Any party, within the time allowed to respond to a pleading, may serve and file a motion to strike the whole pleading or any part thereof. (Code Civ. Proc., § 435, subd. (b)(1); Cal. Rules of Court, rule 3.1322, subd. (b).) On a motion to strike, the court may: (1) strike out any irrelevant, false, or improper matter inserted in any pleading; or (2) strike out all or any part of any pleading not drawn or filed in conformity with the laws of California, a court rule, or an order of the court. (Code Civ. Proc., § 436, subds. (a)-(b); Stafford v. Shultz (1954) 42 Cal.2d 767, 782.)

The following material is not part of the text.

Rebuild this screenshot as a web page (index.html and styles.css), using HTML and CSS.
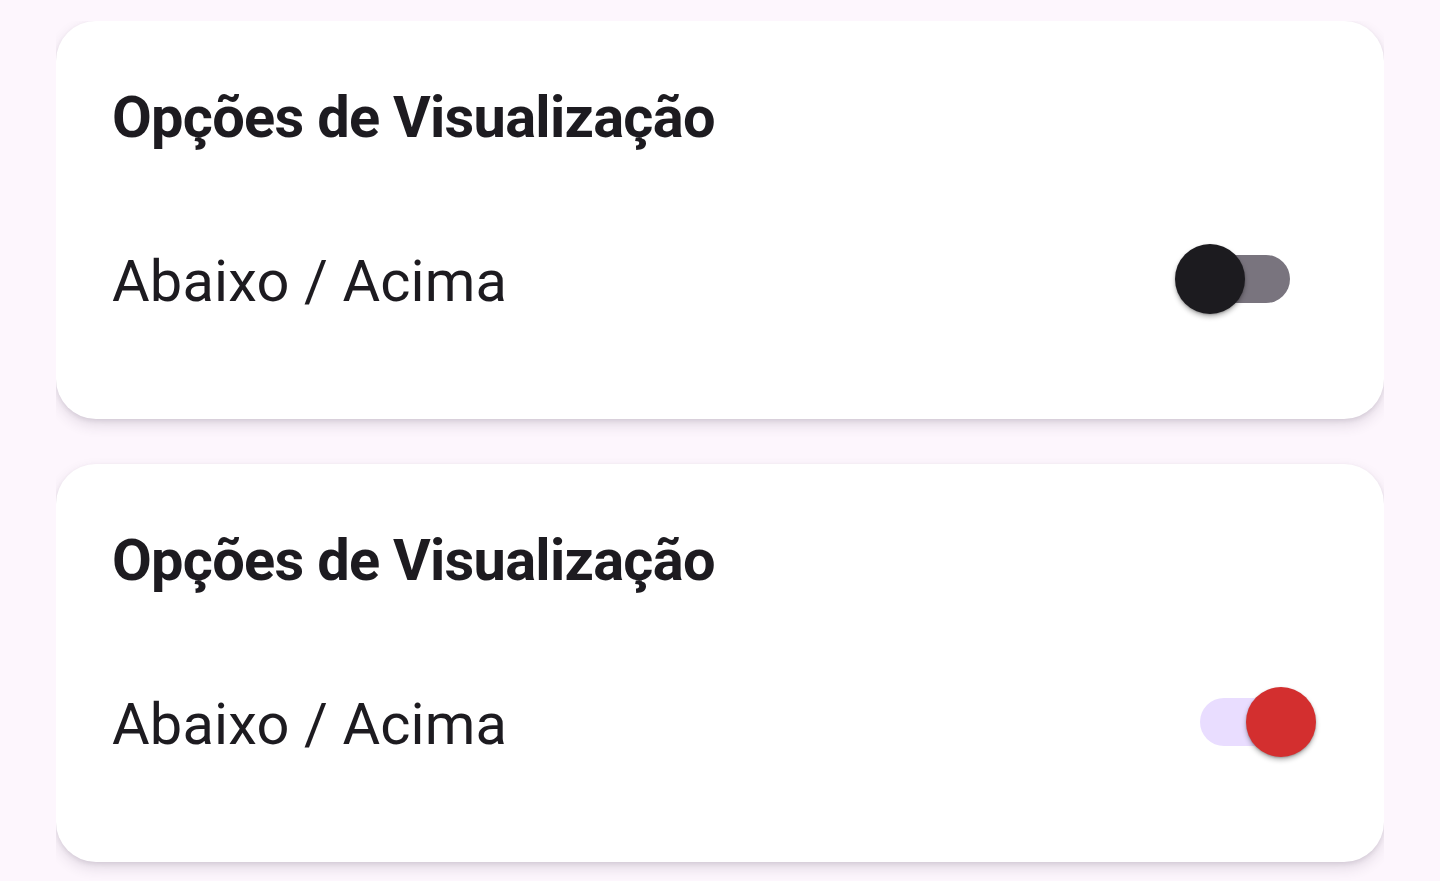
FILE: index.html
```html
<!DOCTYPE html>
<html lang="pt">
<head>
<meta charset="utf-8">
<title>Opções de Visualização</title>
<link rel="stylesheet" href="styles.css">
</head>
<body>
<main class="list">
  <section class="card">
    <h2 class="card-title">Opções de Visualização</h2>
    <div class="row">
      <span class="row-label">Abaixo / Acima</span>
      <span class="switch switch-off" role="switch" aria-checked="false"><span class="thumb"></span></span>
    </div>
  </section>
  <section class="card">
    <h2 class="card-title">Opções de Visualização</h2>
    <div class="row">
      <span class="row-label">Abaixo / Acima</span>
      <span class="switch switch-on" role="switch" aria-checked="true"><span class="thumb"></span></span>
    </div>
  </section>
</main>
</body>
</html>
```
FILE: styles.css
```css
html, body {
  margin: 0;
  padding: 0;
  height: 100%;
}
body {
  background: #fdf6fd;
  font-family: Roboto, "Liberation Sans", sans-serif;
  color: #1d1b20;
  overflow: hidden;
}
.list {
  margin: 21px 0 0 56px;
  width: 1328px;
  height: 860px;
  overflow: hidden;
  display: flex;
  flex-direction: column;
  gap: 45px;
}
.card {
  flex: none;
  background: #ffffff;
  border-radius: 40px;
  padding: 62px 56px 77px 56px;
  box-shadow: 0 6px 14px rgba(60, 40, 70, 0.14), 0 2px 4px rgba(60, 40, 70, 0.10);
  margin: 0;
}
.card-title {
  margin: 0;
  font-size: 57.75px;
  font-weight: 700;
  line-height: 68px;
  letter-spacing: -0.72px;
}
.row {
  margin-top: 65px;
  height: 126px;
  display: flex;
  align-items: center;
  justify-content: space-between;
}
.row-label {
  font-size: 57.75px;
  font-weight: 400;
  line-height: 68px;
  letter-spacing: 0.15px;
  margin-top: 3px;
}
.switch {
  position: relative;
  width: 90px;
  height: 48px;
  border-radius: 24px;
  margin-right: 38px;
}
.switch-off {
  background: #79747e;
}
.switch-on {
  background: #e9ddff;
}
.thumb {
  position: absolute;
  top: -11px;
  width: 70px;
  height: 70px;
  border-radius: 50%;
  box-shadow: 0 3px 5px rgba(0, 0, 0, 0.28), 0 1px 2px rgba(0, 0, 0, 0.2);
}
.switch-off .thumb {
  left: -25px;
  background: #1c1b1f;
}
.switch-on .thumb {
  left: 46px;
  background: #d32f2f;
}
```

Here, Defendants move to strike Plaintiffs’ prayer for attorney’s fees and treble damages sought under the Bane Act. For the same reasons set forth above, Defendants argue Plaintiffs’ sixth cause of action for violation of the Bane Act fails and, consequently, Plaintiffs’ prayer for damages pursuant to the Bane Act must be stricken. Because the Court sustains the demurrer to the sixth cause of action for failure allege facts sufficient to constitute a cause of action for violation of the Bane Act, the Court denies the motion to strike as moot.
CONCLUSION AND ORDER
Therefore, the Court sustains Defendants’ demurrer to the fourth and sixth causes of action in the complaint for failure to allege facts sufficient to constitute a cause of action, with leave to amend, and overrules the demurrer to the second cause of action. The Court denies Defendants’ motion to strike as moot. Finally, the Court orders Plaintiffs to file and serve an amended complaint in accordance with this ruling within 20 days of notice of the Court’s orders.
Defendants shall provide notice of the Court’s orders and file a proof of service of such.